It is every parents fear, losing a child. The fear of some stranger grabbing them, the fear of them simply wandering off in the store.
One of my older brothers, I have three older brothers, had a propensity for wandering off. He got lost at the zoo at least a couple of times, each time telling the Zookeeper he was Batman, a favorite Halloween costume becoming an obsession. Somehow I made it through those toddler and young years without ever losing one of my kids (unless I blocked out some traumatic memory).
But yesterday I lost my son- my 11-year-old.
The middle school gets out 30 minutes before the grade school. Usually Lucas, my oldest, will walk from the middle school over to the grade school where I will pick them all up. Our grade school has early-out day every Monday. The middle school only has early out day once a month; yes, confusing schedules to keep track of. Most Mondays I actually pick up the grade school kids first and then pick him up in front of his school.
Last week for parent teacher conference it was early out day for both schools the entire week. This morning as I dropped Lucas off he asked when their early out day was, I told him the 17th and so that today I would pick him up in front of his school.
I got to the school and waited in the pick-up line, getting caught up in a long conversation on Facebook in blogging group I am part of. The line began to move and finally I made it around the corner. I looked and searched the crowd of kids and did not see Lucas.
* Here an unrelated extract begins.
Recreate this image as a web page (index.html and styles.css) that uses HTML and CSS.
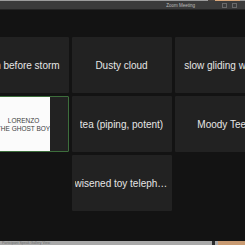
FILE: index.html
```html
<!DOCTYPE html>
<html lang="en">

<head>
    <meta charset="UTF-8">
    <meta name="viewport" content="width=device-width, initial-scale=1.0">
    <title>Zoom Meeting</title>
    <link rel="stylesheet" href="styles.css">
</head>

<body>
    <div class="screen">
        <div class="topline">
            <span class="topline-dark"></span>
            <span class="topline-peach"></span>
        </div>

        <div class="titlebar">
            <span class="title">Zoom Meeting</span>
            <span class="title-ctrls">
                <i></i><i></i>
            </span>
        </div>

        <div class="stage">
            <div class="grid">
                <div class="tile"><span class="name">Calm before storm</span></div>
                <div class="tile"><span class="name">Dusty cloud</span></div>
                <div class="tile"><span class="name">slow gliding whale</span></div>

                <div class="tile tile-active">
                    <div class="video">
                        <span>LORENZO</span>
                        <span>THE GHOST BOY</span>
                    </div>
                </div>
                <div class="tile"><span class="name">tea (piping, potent)</span></div>
                <div class="tile"><span class="name">Moody Teen</span></div>

                <div class="tile tile-mid"><span class="name">wisened toy telephone</span></div>
            </div>
        </div>

        <div class="taskbar">
            <span class="taskbar-text">Participant Speak Gallery View</span>
            <span class="taskbar-dark"></span>
            <span class="taskbar-peach"></span>
        </div>
    </div>
</body>

</html>
```

FILE: styles.css
```css
html,
body {
    margin: 0;
    padding: 0;
    background: #131313;
}

/* whole window */
.screen {
    width: 245px;
    height: 245px;
    overflow: hidden;
    display: flex;
    flex-direction: column;
    font-family: "Liberation Sans", Arial, sans-serif;
}

/* thin desktop strip above the window */
.topline {
    height: 1px;
    background: #9c9c9c;
    display: flex;
    justify-content: flex-end;
}

.topline-dark {
    width: 7px;
    background: #4a4440;
}

.topline-peach {
    width: 25px;
    margin-right: 5px;
    background: #d9a87c;
}

/* title bar */
.titlebar {
    height: 8px;
    background: #3b3b3b;
    border-bottom: 1px solid #242424;
    display: flex;
    align-items: center;
    justify-content: flex-end;
    padding-right: 8px;
}

.title {
    font-size: 4.5px;
    color: #bdbdbd;
    margin-right: 27px;
}

.title-ctrls {
    display: flex;
    gap: 5px;
}

.title-ctrls i {
    width: 3px;
    height: 3px;
    border: 1px solid #6a6a6a;
}

/* meeting area */
.stage {
    flex: 1;
    background: #131313;
    display: flex;
    justify-content: center;
    padding-top: 27px;
}

.grid {
    flex: none;
    display: grid;
    grid-template-columns: repeat(3, 100px);
    grid-auto-rows: 56px;
    gap: 3px;
    align-content: start;
    margin-left: -2px;
}

.tile {
    background: #222222;
    border-radius: 1px;
    display: flex;
    align-items: center;
    justify-content: center;
    padding: 0 3px;
    min-width: 0;
}

.name {
    font-size: 10px;
    color: #e6e6e6;
    white-space: nowrap;
    overflow: hidden;
    text-overflow: ellipsis;
}

.tile-mid {
    grid-column: 2;
}

/* active speaker */
.tile-active {
    border: 1px solid #3d6e3c;
    padding: 0;
    justify-content: flex-start;
    align-items: stretch;
}

.video {
    width: 80px;
    background: #fbfbfb;
    padding-left: 28px;
    box-sizing: border-box;
    display: flex;
    flex-direction: column;
    align-items: center;
    justify-content: center;
    gap: 1px;
    font-size: 6.5px;
    color: #3c3c3c;
    white-space: nowrap;
}

/* desktop taskbar */
.taskbar {
    height: 4px;
    background: #a9a9a9;
    display: flex;
    align-items: center;
}

.taskbar-text {
    font-size: 3.5px;
    color: #6f6f6f;
    padding-left: 2px;
    flex: 1;
}

.taskbar-dark {
    width: 3px;
    height: 4px;
    background: #2a2a2a;
    margin-right: 3px;
}

.taskbar-peach {
    width: 27px;
    height: 4px;
    background: #c99b72;
}
```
The line seemed to stall for a bit and a few more kids wandered out of the gates. I moved a little further up and still could not find him. Maybe he was talking with some friends, maybe he wasn't paying attention. I made it to the front of the line and there was no doubt he was not there.
I rolled down the window and asked the proctor if any of the classes were getting out late. I told her I couldn't find my son and that usually he walks across the street to the grade school but not on Monday's. She tried to radio up to the office but no one was answering.
If only he had a cell phone I thought. I texted Eric telling him I couldn't find Lucas. He immediately called wondering what was happening. I quickly explained and then thought of his friend Steven. His friend Steven has a phone and always rides his bike home. I search through my contact, I did not have Steven's number. Why do I not have his number? I have his mom's number though. I texted his mom asking for Steven's number explaining that I couldn't find Lucas. I was trying to remain calm but the anxiety and worry was definitely creeping up. I guessed that he had walked across the street to the grade school. Once he got over there he would probably see that there were no cars and would come back to the middle school, or maybe he wouldn't? Should I go? I decided to make the loop around the grade school. There were cars there waiting to pick up afternoon kindergartners but definitely not the line like there usually would be, but also no Lucas.
I drove back to the middle school, through the pick-up line I had been in and there he was walking up having returned from the grade school after realizing his mistake. I had never been so grateful to see him, my lost son found!
So if you make it past the toddler and preschool years, be careful as you might still lose a child.